At this point, it seems important to get something straight, in the interest of credibility, even if this is an amateur op-ed in response to a professional op-ed:

I’m not from Atlanta and am not a Braves fan. In fact, I hated the Atlanta Braves. Hated.

Mostly, that’s because I’m a Miami Marlins fan. Among those four lost NLCS bids Passan mentions would be the 1997 NLCS. You know, where the Wild Card Marlins beat the NL East winning Braves en route to their first World Series title. Division rivals are to be despised, especially ones that are typically more successful than you.

Honestly, though, I hated the Braves before I even got into baseball. Passan is right on point when he takes note of just how present the Atlanta Braves were, with Ted Turner just bludgeoning them into America’s consciousness with the subtlety of a sledgehammer. If you were a baseball fan in the early 90s, then yes, you probably did carry a bit of a torch for the Braves. Now as for myself in the early 90s…well actually the original article headline my wife typed up as a joke was pretty much spot on:

The 1990s:  TMNT, Clarissa Explains it All, something about baseball. (in order of significance).

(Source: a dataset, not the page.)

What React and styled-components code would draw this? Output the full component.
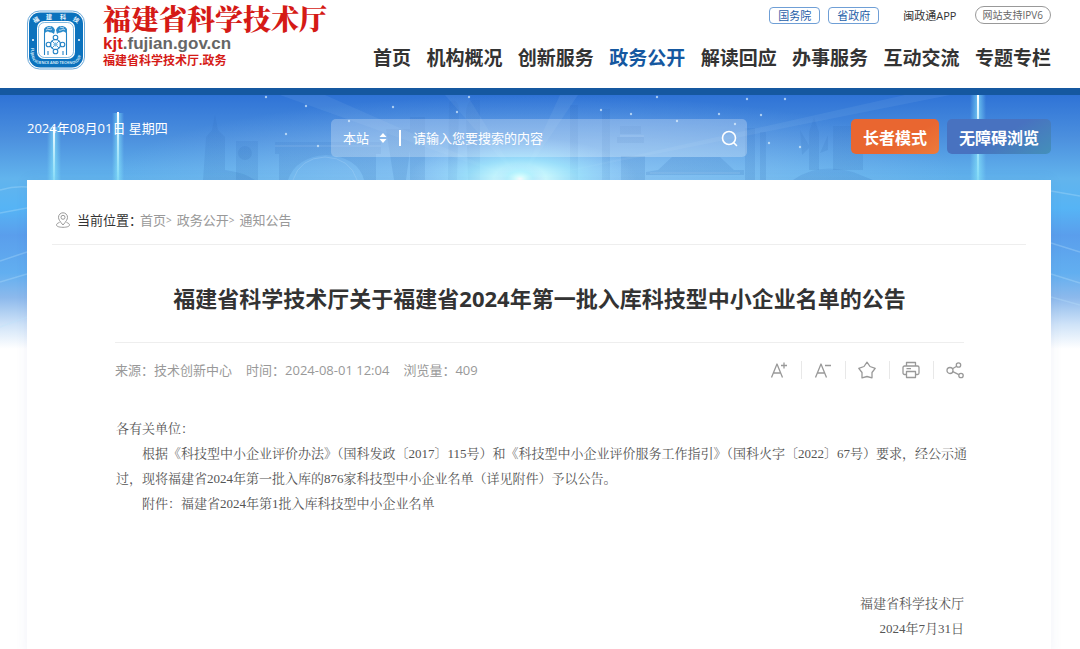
import { useState } from "react";
import styled, { createGlobalStyle } from "styled-components";

const GlobalStyle = createGlobalStyle`
  * {
    box-sizing: border-box;
  }

  body {
    margin: 0;
    background-color: #ffffff;
    color: #333333;
    font-family: "Open Sans", "Noto Sans CJK SC", sans-serif;
    font-size: 13px;
  }

  a {
    color: inherit;
    text-decoration: none;
  }

  button,
  input,
  select {
    font-family: inherit;
  }
`;

const Page = styled.div`
  display: flex;
  flex-direction: column;
  min-height: 100vh;
`;

const Header = styled.header`
  display: flex;
  justify-content: space-between;
  height: 95px;
  padding: 0 29px 0 27px;
  border-bottom: 7px solid #1558a0;
`;

const Brand = styled.a`
  display: flex;
  align-items: flex-start;
  gap: 18px;
  white-space: nowrap;

  svg {
    width: 58px;
    height: 60px;
    margin-top: 10px;
  }
`;

const BrandText = styled.div`
  display: flex;
  flex-direction: column;
  padding-top: 2px;
  color: #d51a16;
`;

const BrandName = styled.strong`
  font-family: "Noto Serif CJK SC", "Noto Sans CJK SC", serif;
  font-size: 28px;
  font-weight: 900;
  line-height: 32px;
`;

const BrandDomain = styled.span`
  font-family: "Liberation Sans", sans-serif;
  font-size: 17px;
  font-weight: 700;
  line-height: 19px;
  color: #666666;

  b {
    color: #d51a16;
  }
`;

const BrandSub = styled.span`
  font-size: 12px;
  font-weight: 700;
  line-height: 16px;
`;

const HeaderRight = styled.div`
  display: flex;
  flex-direction: column;
  flex: 0 1 678px;
  padding-top: 5px;
  white-space: nowrap;
`;

const TopLinks = styled.div`
  display: flex;
  align-items: center;
  justify-content: flex-end;
  height: 20px;
  font-size: 11px;
`;

const TagLink = styled.a`
  margin-right: 8px;
  padding: 0 8px;
  border: 1px solid #6f9fd6;
  border-radius: 4px;
  color: #1f5ea8;
  line-height: 15px;
`;

const AppLink = styled.a`
  margin: 0 18px 0 16px;
`;

const Ipv6Link = styled.a`
  padding: 0 7px;
  border: 1px solid #999999;
  border-radius: 9px;
  color: #666666;
  font-size: 10px;
  line-height: 16px;
`;

const Nav = styled.nav`
  display: flex;
  justify-content: space-between;
  padding-top: 18px;
`;

const NavLink = styled.a`
  color: ${(props) => (props.$active ? "#1558a0" : "#333333")};
  font-size: 19px;
  font-weight: 700;
  line-height: 30px;
`;

const Main = styled.main`
  position: relative;
  display: flex;
  flex: 1;
  flex-direction: column;
  padding: 0 29px 0 27px;
`;

// Decorative sky behind the search bar and the upper part of the card
const Backdrop = styled.svg`
  position: absolute;
  top: 0;
  left: 0;
  z-index: -1;
  width: 100%;
  height: 270px;
`;

const Tools = styled.div`
  display: flex;
  justify-content: space-between;
  height: 85px;
  padding-top: 24px;
  color: #ffffff;
`;

const Today = styled.time`
  flex: 0 0 304px;
  line-height: 18px;
`;

const SearchBar = styled.form`
  display: flex;
  align-items: center;
  flex: 1;
  height: 38px;
  padding: 0 9px 0 12px;
  border-radius: 5px;
  background-color: rgba(255, 255, 255, 0.25);
`;

const Scope = styled.label`
  display: flex;
  align-items: center;
  gap: 8px;

  select {
    width: 28px;
    padding: 0;
    border: none;
    appearance: none;
    background: transparent;
    color: #ffffff;
    font-size: 13px;
  }

  option {
    color: #333333;
  }
`;

const Keyword = styled.input`
  flex: 1;
  min-width: 0;
  margin-left: 12px;
  padding: 0 0 0 12px;
  border: none;
  border-left: 2px solid #ffffff;
  height: 16px;
  outline: none;
  background: transparent;
  color: #ffffff;
  font-size: 13px;

  &::placeholder {
    color: #ffffff;
    opacity: 1;
  }
`;

const IconButton = styled.button`
  display: flex;
  padding: 0;
  border: none;
  background: transparent;
  color: inherit;
  cursor: pointer;
`;

const ModeButtons = styled.div`
  display: flex;
  gap: 8px;
  margin-left: 104px;
`;

const ModeButton = styled.button`
  height: 35px;
  padding: 0 12px;
  border: none;
  border-radius: 5px;
  background: ${(props) =>
    props.$elder
      ? "linear-gradient(150deg, #e96630 60%, #ec7b3c)"
      : "linear-gradient(150deg, #4872c0 50%, #4490ba)"};
  color: #ffffff;
  font-size: 16px;
  font-weight: 700;
  white-space: nowrap;
  cursor: pointer;
`;

const Card = styled.section`
  flex: 1;
  padding: 0 25px;
  background-color: #ffffff;
  box-shadow: 0 0 12px rgba(60, 90, 160, 0.08);
`;

const Breadcrumb = styled.nav`
  display: flex;
  align-items: center;
  height: 65px;
  padding: 16px 4px 0;
  border-bottom: 1px solid #eeeeee;
  color: #999999;
  line-height: 48px;

  svg {
    margin-right: 7px;
  }

  i {
    margin-right: 5px;
    font-size: 10px;
    font-style: normal;
  }
`;

const Current = styled.span`
  margin-right: -2px;
  color: #333333;
`;

const Article = styled.article`
  padding: 0 62px 12px 63px;
`;

const Title = styled.h1`
  margin: 0;
  padding: 35px 0 25px;
  border-bottom: 1px solid #eeeeee;
  font-size: 22px;
  font-weight: 700;
  line-height: 37px;
  text-align: center;
`;

const MetaRow = styled.div`
  display: flex;
  align-items: center;
  justify-content: space-between;
  height: 53px;
  color: #999999;
`;

const MetaList = styled.div`
  display: flex;
  gap: 14px;
`;

const ActionList = styled.div`
  display: flex;
  align-items: center;

  button + button {
    margin-left: 13px;
    padding-left: 12px;
    border-left: 1px solid #e8e8e8;
  }
`;

const Content = styled.div`
  margin: 20px -9px 0 1px;
  color: #555555;
  font-family: "Liberation Serif", "Noto Serif CJK SC", "Noto Sans CJK SC", serif;

  p {
    margin: 0;
    line-height: 25px;
    text-indent: 2em;
  }

  p:first-child {
    text-indent: 0;
  }
`;

const Signature = styled.footer`
  padding-top: 75px;
  color: #555555;
  font-family: "Liberation Serif", "Noto Serif CJK SC", "Noto Sans CJK SC", serif;
  line-height: 25px;
  text-align: right;
`;

const navItems = [
  "首页",
  "机构概况",
  "创新服务",
  "政务公开",
  "解读回应",
  "办事服务",
  "互动交流",
  "专题专栏",
];

const stars = [
  [266, 2], [306, 11], [393, 12], [349, 26], [469, 2], [457, 17], [286, 39],
  [318, 51], [601, 15], [631, 19], [657, 2], [719, 19], [747, 4], [761, 20],
  [785, 4], [769, 48], [800, 52], [677, 26], [735, 29],
];

const Emblem = () => (
  <svg viewBox="0 0 58 60" aria-hidden="true">
    <defs>
      <path id="emblemArc" d="M4 38 V43 Q4 54 15 54 H43 Q54 54 54 43 V38" />
    </defs>
    <rect x="0.5" y="1" width="57" height="58" rx="12" fill="#ffffff" stroke="#6aa9da" />
    <rect x="2" y="2.5" width="54" height="55" rx="11" fill="#0b72bd" />
    <rect x="10" y="11" width="38" height="38" rx="7" fill="#ffffff" />
    <rect x="11.5" y="12.5" width="35" height="35" rx="6" fill="none" stroke="#4b9bd1" strokeWidth="0.7" />
    <g fill="#e9f5fc" fontSize="6" fontWeight="700" textAnchor="middle">
      <text x="9" y="12" transform="rotate(-30 9 10)">福</text>
      <text x="22" y="9">建</text>
      <text x="36" y="9">科</text>
      <text x="49" y="12" transform="rotate(30 49 10)">技</text>
    </g>
    <text fill="#cfe8f7" fontSize="3.8" fontWeight="700">
      <textPath href="#emblemArc">FUJIAN SCIENCE AND TECHNOLOGY</textPath>
    </text>
    <circle cx="6" cy="30" r="1" fill="#ffffff" />
    <circle cx="52" cy="30" r="1" fill="#ffffff" />
    <g fill="#2a8bcb">
      <path d="M17 24v-5c2-3 4-3 6-3 3 0 4 2 5 4l-1 4c-2-2-3-1-5-2s-3 0-5 2z" />
      <path d="M40 24v-5c-2-3-4-3-6-3-3 0-4 2-5 4l1 4c2-2 3-1 5-2s3 0 5 2z" />
    </g>
    <g fill="none" stroke="#ffffff" strokeWidth="0.7">
      <path d="M19 20c2-2 4 1 6-1M32 20c2 1 4-2 6 0M20 18l4-1M33 17l4 1" />
    </g>
    <g fill="none" stroke="#2584c6" strokeWidth="1.1">
      <path d="M17.500 23v22M39.500 23v22M21 41v4M36 41v4" />
      <circle cx="28.500" cy="34.500" r="5" />
      <circle cx="28.500" cy="27.500" r="2.300" />
      <circle cx="28.500" cy="41.500" r="2.300" />
      <circle cx="21.500" cy="34.500" r="2.300" />
      <circle cx="35.500" cy="34.500" r="2.300" />
      <path d="M25 31l7 7M32 31l-7 7" strokeWidth="0.8" />
    </g>
    <circle cx="28.500" cy="34.500" r="2" fill="#7cbbe3" />
  </svg>
);

const Sky = () => (
  <Backdrop viewBox="0 0 1080 270" preserveAspectRatio="none" aria-hidden="true">
    <defs>
      <linearGradient id="sky" x1="0" y1="0" x2="0" y2="1">
        <stop offset="0" stopColor="#2f73d6" />
        <stop offset="0.16" stopColor="#4c90de" />
        <stop offset="0.31" stopColor="#62b4ed" />
        <stop offset="0.42" stopColor="#56b4f5" />
        <stop offset="0.52" stopColor="#5a9eec" />
        <stop offset="0.66" stopColor="#62aff0" />
        <stop offset="0.75" stopColor="#8cb9ec" />
        <stop offset="0.85" stopColor="#cfe3f8" />
        <stop offset="0.94" stopColor="#ffffff" />
      </linearGradient>
      <radialGradient id="haze">
        <stop offset="0" stopColor="#c4e2ff" stopOpacity="0.55" />
        <stop offset="0.5" stopColor="#b4d9fb" stopOpacity="0.3" />
        <stop offset="1" stopColor="#a4cffa" stopOpacity="0" />
      </radialGradient>
      <radialGradient id="glow">
        <stop offset="0" stopColor="#ffffff" />
        <stop offset="0.2" stopColor="#d5ffff" stopOpacity="0.95" />
        <stop offset="0.5" stopColor="#a5eeff" stopOpacity="0.65" />
        <stop offset="1" stopColor="#9fd5ff" stopOpacity="0" />
      </radialGradient>
      <linearGradient id="beam" x1="0" y1="0" x2="0" y2="1">
        <stop offset="0" stopColor="#ffffff" />
        <stop offset="1" stopColor="#8fe4fb" stopOpacity="0.5" />
      </linearGradient>
      <linearGradient id="beamGlow" x1="0" y1="0" x2="1" y2="0">
        <stop offset="0" stopColor="#8ff0ff" stopOpacity="0" />
        <stop offset="0.5" stopColor="#8ff0ff" stopOpacity="0.6" />
        <stop offset="1" stopColor="#8ff0ff" stopOpacity="0" />
      </linearGradient>
      <linearGradient id="tower" x1="0" y1="0" x2="0" y2="1">
        <stop offset="0" stopColor="#2460b5" stopOpacity="0.12" />
        <stop offset="1" stopColor="#3878bd" stopOpacity="0.2" />
      </linearGradient>
    </defs>
    <rect width="1080" height="270" fill="url(#sky)" />
    <ellipse cx="535" cy="86" rx="430" ry="86" fill="url(#haze)" />
    <g fill="url(#tower)">
      <path d="M203 85l3-43 6-7 3-16 3 16 7 7v33q18 2 30 10z" />
      <path d="M236 46h22v39h-22z" />
      <circle cx="245" cy="58" r="7" />
      <path d="M275 47h106v12h-5v26h-12q-6-23-38-25-30 2-38 25h-9V59h-4z" />
      <path d="M386 34h27l-7 51h-12zM410 22h15v63h-15zM449 7q9-5 10 8l-2 70h-9zM473 5q-7 1-7 15l2 65h12V5z" />
      <path d="M570 10h8v75h-8zM602 14h8v71h-8zM620 31h21v8h-21zM617 42h27v6h-27zM621 61h24v24h-24z" />
      <path d="M646 77l12-2 14-13h48l14 13h10v5h-98zM745 33h10v52h-10zM760 37h6v48h-6z" />
      <path d="M809 75V37l5-15 5 15v38zM800 35l10 17-8 8zM828 40l-8 18 8-3zM833 31h30v44h-30z" />
      <path d="M793 85q24-18 60-8l20 8z" />
    </g>
    <g stroke="#d4ecff" fill="none" opacity="0.2">
      <path d="M325 62q-25 1-32 23M325 62q25 1 32 23M275 51h106M620 41h24M650 78h90" />
    </g>
    <g fill="#d8edff" opacity="0.07">
      <path d="M520 86L280 0h45zM520 86L445 0h22zM520 86L560 0h18zM520 86L905 0h45z" />
    </g>
    <ellipse cx="522" cy="86" rx="115" ry="44" fill="url(#glow)" />
    <ellipse cx="520" cy="84" rx="26" ry="16" fill="url(#glow)" />
    <g fill="url(#beamGlow)">
      <rect x="47" y="32" width="14" height="60" />
      <rect x="112" y="18" width="12" height="70" />
      <rect x="970" y="0" width="16" height="85" />
    </g>
    <g fill="url(#beam)">
      <rect x="53" y="32" width="2" height="58" />
      <rect x="117" y="17" width="2" height="70" />
      <rect x="977" y="0" width="2" height="85" />
    </g>
    <g fill="#e6f6ff" opacity="0.65">
      {stars.map(([x, y]) => (
        <circle key={`${x}-${y}`} cx={x} cy={y} r="1.2" />
      ))}
    </g>
    <g fill="none" stroke="#bce4fc" strokeWidth="1.5" opacity="0.3">
      <path d="M0 95q14-4 27-3M0 118l27-5M0 166l27-9M0 187l27-8M0 232l27-10M1051 96l29 5M1051 148l29 9M1051 179l29 9M1051 202l29 8" />
    </g>
  </Backdrop>
);

const ActionIcon = ({ children }) => (
  <svg
    width="18"
    height="18"
    viewBox="0 0 18 18"
    fill="none"
    stroke="currentColor"
    strokeWidth="1.3"
    strokeLinejoin="round"
    aria-hidden="true"
  >
    {children}
  </svg>
);

const App = () => {
  const [scope, setScope] = useState("site");
  const [keyword, setKeyword] = useState("");

  return (
    <>
      <GlobalStyle />
      <Page>
        <Header>
          <Brand href="#">
            <Emblem />
            <BrandText>
              <BrandName>福建省科学技术厅</BrandName>
              <BrandDomain>
                <b>kjt</b>.fujian.gov.cn
              </BrandDomain>
              <BrandSub>福建省科学技术厅.政务</BrandSub>
            </BrandText>
          </Brand>
          <HeaderRight>
            <TopLinks>
              <TagLink href="#">国务院</TagLink>
              <TagLink href="#">省政府</TagLink>
              <AppLink href="#">闽政通APP</AppLink>
              <Ipv6Link href="#">网站支持IPV6</Ipv6Link>
            </TopLinks>
            <Nav>
              {navItems.map((item) => (
                <NavLink key={item} href="#" $active={item === "政务公开"}>
                  {item}
                </NavLink>
              ))}
            </Nav>
          </HeaderRight>
        </Header>

        <Main>
          <Sky />
          <Tools>
            <Today dateTime="2024-08-01">2024年08月01日 星期四</Today>
            <SearchBar onSubmit={(e) => e.preventDefault()}>
              <Scope>
                <select
                  aria-label="搜索范围"
                  value={scope}
                  onChange={(e) => setScope(e.target.value)}
                >
                  <option value="site">本站</option>
                </select>
                <svg width="8" height="10" viewBox="0 0 8 10" fill="#ffffff" aria-hidden="true">
                  <path d="M4 0l3.500 4h-7zM4 10L.5 6h7z" />
                </svg>
              </Scope>
              <Keyword
                type="text"
                aria-label="搜索内容"
                placeholder="请输入您要搜索的内容"
                value={keyword}
                onChange={(e) => setKeyword(e.target.value)}
              />
              <IconButton type="submit" aria-label="搜索">
                <svg width="17" height="17" viewBox="0 0 17 17" fill="none" stroke="#ffffff" strokeWidth="1.6" strokeLinecap="round">
                  <circle cx="8" cy="8" r="6.500" />
                  <path d="M13 13l2.500 2.500" />
                </svg>
              </IconButton>
            </SearchBar>
            <ModeButtons>
              <ModeButton type="button" $elder>
                长者模式
              </ModeButton>
              <ModeButton type="button">无障碍浏览</ModeButton>
            </ModeButtons>
          </Tools>

          <Card>
            <Breadcrumb aria-label="当前位置">
              <svg width="14" height="16" viewBox="0 0 14 16" fill="none" stroke="#999999" aria-hidden="true">
                <path d="M7 13C4 9.500 2.500 7.500 2.500 5.300a4.500 4.500 0 0 1 9 0C11.500 7.500 10 9.500 7 13z" />
                <circle cx="7" cy="5.300" r="2" />
                <path d="M3.500 10.500C1.500 11 .5 12 .5 13c0 1.400 2.600 2.300 6.500 2.300s6.500-.9 6.500-2.300c0-1-1-2-3-2.500" />
              </svg>
              <Current>当前位置：</Current>
              <a href="#">首页</a>
              <i>&gt;</i>
              <a href="#">政务公开</a>
              <i>&gt;</i>
              <a href="#">通知公告</a>
            </Breadcrumb>

            <Article>
              <Title>福建省科学技术厅关于福建省2024年第一批入库科技型中小企业名单的公告</Title>
              <MetaRow>
                <MetaList>
                  <span>来源：技术创新中心</span>
                  <span>时间：2024-08-01 12:04</span>
                  <span>浏览量：409</span>
                </MetaList>
                <ActionList>
                  <IconButton type="button" aria-label="放大字体">
                    <ActionIcon>
                      <path d="M1.500 16.500L7 3l5.500 13.500M3.500 12h7M14 1.500v6M11 4.500h6" />
                    </ActionIcon>
                  </IconButton>
                  <IconButton type="button" aria-label="缩小字体">
                    <ActionIcon>
                      <path d="M1.500 16.500L7 3l5.500 13.500M3.500 12h7M11 4.500h6" />
                    </ActionIcon>
                  </IconButton>
                  <IconButton type="button" aria-label="收藏">
                    <ActionIcon>
                      <path d="M9 1.200l3 4.300 5.200 1.800-3.200 4.200v5.300L9 15.500l-5 1.300v-5.300L.8 7.300 6 5.500z" />
                    </ActionIcon>
                  </IconButton>
                  <IconButton type="button" aria-label="打印">
                    <ActionIcon>
                      <path d="M4.500 5V1.500h9V5M4.500 13.500h-2a1.500 1.500 0 0 1-1.500-1.500V6.500A1.500 1.500 0 0 1 2.500 5h13A1.500 1.500 0 0 1 17 6.500V12a1.500 1.500 0 0 1-1.500 1.500h-2M4.500 10.500h9v6h-9zM4.500 7.700h4.500" />
                    </ActionIcon>
                  </IconButton>
                  <IconButton type="button" aria-label="分享">
                    <ActionIcon>
                      <circle cx="4" cy="9.500" r="3" />
                      <circle cx="12.500" cy="4" r="2.200" />
                      <circle cx="15" cy="14.500" r="2.200" />
                      <path d="M6.500 7.800l4.200-2.600M6.800 10.700l6 2.900" />
                    </ActionIcon>
                  </IconButton>
                </ActionList>
              </MetaRow>

              <Content>
                <p>各有关单位：</p>
                <p>
                  根据《科技型中小企业评价办法》（国科发政〔2017〕115号）和《科技型中小企业评价服务工作指引》（国科火字〔2022〕67号）要求，经公示通过，现将福建省2024年第一批入库的876家科技型中小企业名单（详见附件）予以公告。
                </p>
                <p>附件：福建省2024年第1批入库科技型中小企业名单</p>
              </Content>
              <Signature>
                <div>福建省科学技术厅</div>
                <div>2024年7月31日</div>
              </Signature>
            </Article>
          </Card>
        </Main>
      </Page>
    </>
  );
};

export default App;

I’d left “The 1990s:” on the screen during a coffee break, and came back to that. And while I did certainly ride harder for Boy Meets World than Clarissa, and can’t support having two periods bookend a parenthetical observation, the spirit of this is mostly spot-on. I went to TBS for movies and syndicated television- I was angry when the Superstation wasted time putting the Jones Brothers on display.

That Jones Brothers bit isn’t me being clever either. I really just thought Andruw and Chipper were brothers until my dad corrected me at some point during the 1997 postseason.

But I knew who the Braves were. Everyone did. They always won, always either just missed the World Series or made it and lost to the other team. One time, they even won the whole thing, much to the chagrin of Cleveland fans everywhere.

Once I started fanatically the following baseball though, it sunk in just how dominant that team was. Passan claims dynasties win championships, not divisions. But let’s look at the Merriam-Webster definition of “dynasty“, which when you throw out hereditary monarchs, is “a powerful group or family that maintains its position for a period of time.”

That sounds like a pretty apt description of a team that won fourteen consecutive division titles to me.

Not to mention five NL pennants. Five, which is three more than any other team had in that stretch. Four surefire Hall of Famers, with plenty more talent that has been in the Hall of Fame conversation for years. Andruw Jones won 10 Gold Gloves for Atlanta and probably isn’t even getting in. Fred McGriff played out his prime there for three seasons and wasn’t even the fifth-best player on the team. The starting rotation? Only had three Cy Young winners. And then there’s Chipper Jones, who earned MVP votes in nine consecutive seasons during Atlanta’s run.

The Yankees might have won more titles. But so did the Marlins, and as happy as I am to rub that in the face of Atlanta loving friends, I’ve never once claimed the Marlins were a dynasty. And as for the Yankees, there was always some new free agent doing much of the heavy lifting.

For fourteen years, fourteen, the road to the World Series went through Atlanta. Fourteen years of dreading facing that same rotation. Facing that largely the same offense. Hearing that same stupid imitation of Florida State’s chop.

Sorry, I couldn’t help that last one.

The 1990s Atlanta Braves might only have one ring. But that doesn’t mean they didn’t do as much to define baseball than any other team in that span. Including the vaunted Yankees. Without question, the Braves are a baseball dynasty.